According to a 2013 study published in the Journal of Economic Growth: "[Federal] Regulation’s overall effect on output’s growth rate is negative and substantial. Federal regulations added
over the past fifty years have reduced real output growth by about two percentage points on average over the period
1949-2005. That reduction in the growth rate has led to an accumulated reduction in GDP of about $38.8 trillion as
of the end of 2011. That is, GDP at the end of 2011 would have been $53.9 trillion instead of $15.1 trillion if
regulation had remained at its 1949 level." [3]

This means that the average American household is $277,000 poorer than it otherwise would have been.

Does the minimum wage really have no impact on unemployment?

A summary of the last two decades of research from economists at the University of California-Irvine and the Federal Reserve Board found that 85 percent of the most credible studies on the minimum wage point to job loss for less-skilled employees. [4]

Does Capitalism (economic freedom) really make people worse off?

Economic freedom (measured using the Heritage Foundation’s Economic Freedom Index) is highly correlated with higher environmental protection, improved sanitation, cleaner water, longer life expectancy, lower infant mortality rates, more income equality, etc. [5]

Additionally, economic freedom is significantly positively correlated with economic growth and national income per capita [6]. There is significant evidence that economic freedom is the cause of this prosperity [7]. It’s also worth noting that this income isn’t just going to the very rich, rather, it is going to the poor as well. The poorest 10% of income earners in the most economically free countries have an average income which is eleven times greater than the average incomes of the poorest 10% in the least economically free countries (when adjusting for purchasing power disparities across countries) [8].

Please share this info with your modern liberal friends and see if it provokes some thought.










Thursday, May 1, 2014

Fraser Institute Study: The optimal size of government

In 2013, the Fraser Institute released an extremely thorough study on the relationship between the size of government and economic growth. According to the study:

- "After controlling for confounding factors such as population, lagged per capita GDP, net debt to GDP, institutional factors of governance, economic freedom, and regional variation, etc... annual per capita GDP growth is maximized at 3.1% at a government expenditure ratio of 26% [of GDP]; beyond this ratio, economic growth rates tend to decline." [Today government spending in the US is around 40% of GDP]

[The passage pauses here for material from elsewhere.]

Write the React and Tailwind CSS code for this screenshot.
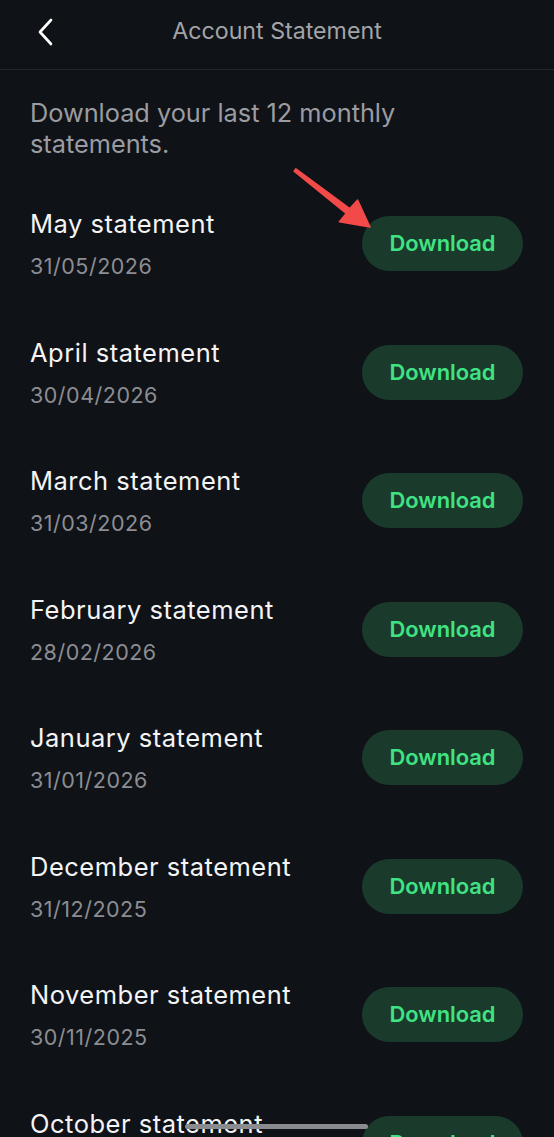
import React from "react";

const rows = [
  ["May statement", "31/05/2026"],
  ["April statement", "30/04/2026"],
  ["March statement", "31/03/2026"],
  ["February statement", "28/02/2026"],
  ["January statement", "31/01/2026"],
  ["December statement", "31/12/2025"],
  ["November statement", "30/11/2025"],
  ["October statement", "31/10/2025"],
];

export default function App() {
  return (
    <div
      className="relative w-[554px] h-[1137px] overflow-hidden bg-[#0f1217]"
      style={{ fontFamily: "Inter, 'Noto Sans', sans-serif" }}
    >
      <header className="relative flex h-[70px] items-center justify-center border-b border-[#23262c]">
        <button className="absolute left-[34px] top-[16px] flex h-[32px] w-[24px] items-center justify-center">
          <svg width="20" height="30" viewBox="0 0 20 30" fill="none">
            <path d="M15 3 L4 15 L15 27" stroke="#ffffff" strokeWidth="2.6" strokeLinecap="round" strokeLinejoin="round" />
          </svg>
        </button>
        <h1 className="-mt-[6px] text-[23.2px] font-normal text-[#a3a4a8]">Account Statement</h1>
      </header>

      <p className="mt-[27px] px-[30px] text-[25.3px] leading-[31px] text-[#9b9ca1]">
        Download your last 12 monthly
        <br />
        statements.
      </p>

      <div className="mt-[22px] flex flex-col">
        {rows.map(([title, date]) => (
          <div key={title} className="flex h-[128.5px] shrink-0 items-center justify-between pl-[30px] pr-[31px]">
            <div className="flex flex-col">
              <span className="-mt-[2px] text-[25.5px] leading-[36px] tracking-[0.5px] text-[#f4f4f5]">{title}</span>
              <span className="mt-[8px] text-[21.5px] leading-[32px] tracking-[0.5px] text-[#8c8d92]">{date}</span>
            </div>
            <button className="-mt-[3px] flex h-[55px] w-[161px] items-center justify-center rounded-full bg-[#1a3b2b] text-[21.9px] font-semibold text-[#40e383]">
              Download
            </button>
          </div>
        ))}
      </div>

      <svg
        className="pointer-events-none absolute left-0 top-0"
        width="554"
        height="300"
        viewBox="0 0 554 300"
      >
        <polygon
          points="294.1,171.2 346.2,213.4 339.4,221.8 370,227 357.6,200 349.8,208.6 295.9,168.8"
          fill="#f24a48"
          stroke="#f24a48"
          strokeWidth="1.5"
          strokeLinejoin="round"
        />
      </svg>

      <div className="absolute bottom-[8px] left-[185px] h-[5px] w-[183px] rounded-full bg-[#8a8b8f]" />
    </div>
  );
}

- After controlling for the effect of confounding variables the authors found that a 10% increase in the size of government [measured as a % of GDP] would decrease the per capita GDP growth rate by around 0.9%.

-According to these estimates, the economy of a country with a public sector size of 30% of GDP would grow by over 33% within a decade whereas the economy of a country with a public sector size of 40% of GDP would only grow by 20%.

- The authors also found that economic freedom was a significant determinant of economic growth rates. According to their estimates, a 1 point increase on the Economic Freedom of the World Index (10 being highest) would increase per capita GDP growth by approximately 0.6% after controlling for numerous other variables.

These findings verify the classical liberal belief that the economy will grow fastest if government stays small and fosters an environment of economic freedom.